Fan Powered Terminal units include a flow sensor, damper, fan, and an optional heating coil. During heating, the terminal unit flow sensor and damper will work together to reduce the air flow from the AHU to the minimum ventilation requirements. The fan in the terminal unit will supply the heated airflow required to satisfy the space. To do this, the fan will induce air from the plenum to make up the difference between the amount of air required and the minimum ventilation air supplied by the AHU.
Grilles, registers, and diffusers finally deliver the air to the space. The selection and design of air distribution is critical to maintaining the comfort and health of the building. Airflow within the space affect uniform ventilation, temperature, and air speeds that make up the system's ability to deliver consistent comfort control in the building.

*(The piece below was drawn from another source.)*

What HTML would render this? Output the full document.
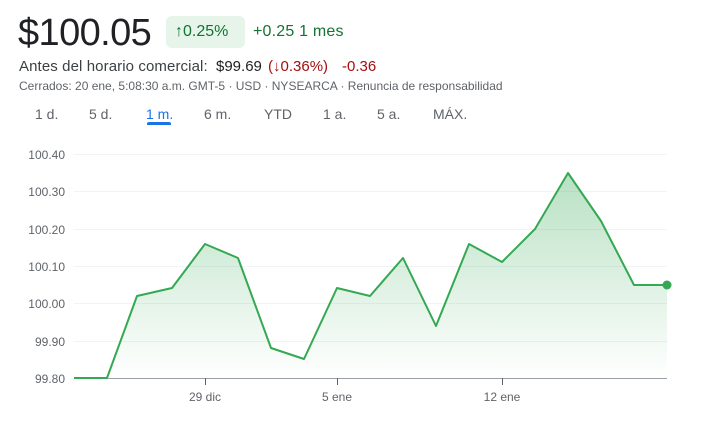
<!DOCTYPE html>
<html><head><meta charset="utf-8"><style>
body{margin:0;width:704px;height:423px;background:#fff;font-family:"Liberation Sans",Arial,sans-serif;position:relative;overflow:hidden}
.a{position:absolute;white-space:nowrap}
</style></head><body>
<div class="a" style="left:18px;top:12px;font-size:38px;color:#202124;letter-spacing:-0.6px">$100.05</div>
<div class="a" style="left:166px;top:16px;width:79px;height:32px;background:#e6f4ea;border-radius:6px"></div>
<div class="a" style="left:175px;top:23px;font-size:16px;color:#137333">↑0.25%</div>
<div class="a" style="left:253px;top:23px;font-size:16px;color:#137333;letter-spacing:0.2px">+0.25 1 mes</div>
<div class="a" style="left:19px;top:58px;font-size:15px;color:#3c4043;letter-spacing:0.1px">Antes del horario comercial:</div>
<div class="a" style="left:216px;top:58px;font-size:15px;color:#202124">$99.69</div>
<div class="a" style="left:268px;top:58px;font-size:15px;color:#a50e0e">(↓0.36%)</div>
<div class="a" style="left:342px;top:58px;font-size:15px;color:#a50e0e">-0.36</div>
<div class="a" style="left:19px;top:79px;font-size:12px;color:#5f6368">Cerrados: 20 ene, 5:08:30 a.m. GMT-5 · USD · NYSEARCA · Renuncia de responsabilidad</div>
<div class="a" style="top:106px;font-size:14px;color:#5f6368;left:0;width:704px">
<span class="a" style="left:35px">1 d.</span><span class="a" style="left:89px">5 d.</span><span class="a" style="left:146px;color:#1a73e8">1 m.</span><span class="a" style="left:204px">6 m.</span><span class="a" style="left:264px">YTD</span><span class="a" style="left:323px">1 a.</span><span class="a" style="left:377px">5 a.</span><span class="a" style="left:433px">MÁX.</span></div>
<div class="a" style="left:147px;top:122px;width:24px;height:3px;background:#1a73e8;border-radius:2px 2px 0 0"></div>
<svg class="a" style="left:0;top:0" width="704" height="423">
<defs><linearGradient id="g" x1="0" y1="0" x2="0" y2="1"><stop offset="0" stop-color="#34a853" stop-opacity=".35"/><stop offset="1" stop-color="#34a853" stop-opacity="0"/></linearGradient></defs>
<g stroke="#f1f3f4" stroke-width="1"><line x1="74" x2="667" y1="154.5" y2="154.5"/><line x1="74" x2="667" y1="191.5" y2="191.5"/><line x1="74" x2="667" y1="229.5" y2="229.5"/><line x1="74" x2="667" y1="266.5" y2="266.5"/><line x1="74" x2="667" y1="303.5" y2="303.5"/><line x1="74" x2="667" y1="341.5" y2="341.5"/></g>
<g font-size="12" fill="#5f6368" text-anchor="end"><text x="65" y="159">100.40</text><text x="65" y="196">100.30</text><text x="65" y="234">100.20</text><text x="65" y="271">100.10</text><text x="65" y="308">100.00</text><text x="65" y="346">99.90</text><text x="65" y="383">99.80</text></g>
<path d="M74,378 L107,378 L137,296 L172,288 L205,244 L238,258 L271,348 L304,359 L337,288 L370,296 L403,258 L436,326 L469,244 L502,262 L535,229 L568,173 L601,221 L634,285 L667,285 L667,378 Z" fill="url(#g)"/>
<line x1="74" x2="667" y1="378.5" y2="378.5" stroke="#9aa0a6"/>
<g stroke="#5f6368"><line x1="205.5" x2="205.5" y1="378" y2="385"/><line x1="337.5" x2="337.5" y1="378" y2="385"/><line x1="502.5" x2="502.5" y1="378" y2="385"/></g>
<path d="M74,378 L107,378 L137,296 L172,288 L205,244 L238,258 L271,348 L304,359 L337,288 L370,296 L403,258 L436,326 L469,244 L502,262 L535,229 L568,173 L601,221 L634,285 L667,285" fill="none" stroke="#34a853" stroke-width="2" stroke-linejoin="round"/>
<circle cx="667" cy="285" r="4.5" fill="#34a853"/>
<g font-size="12" fill="#5f6368" text-anchor="middle"><text x="205" y="401">29 dic</text><text x="337" y="401">5 ene</text><text x="502" y="401">12 ene</text></g>
</svg>
</body></html>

The space thermostat communicates the thermal requirement for the occupancy. Depending on the type of terminal unit associated with the thermostat, the thermostat will communicate to the system whether the space temperature meets the set point. If the space differs from the set point, the thermostat will cause the terminal unit to respond to reach the comfort setting. This alert causes responses from all the parts of the system to meet the space request.
A Team Effort
The VAV system brings together these components, and in some cases more, to deliver comfort to the occupant. The selection of each component, how they’re controlled, and how they work together to deliver comfort to the occupants can have a big impact on building performance and energy efficiency. Since comfort equals profits for the building owner, the number one reason for not renewing a lease is occupant discomfort, it is critical that this team works well.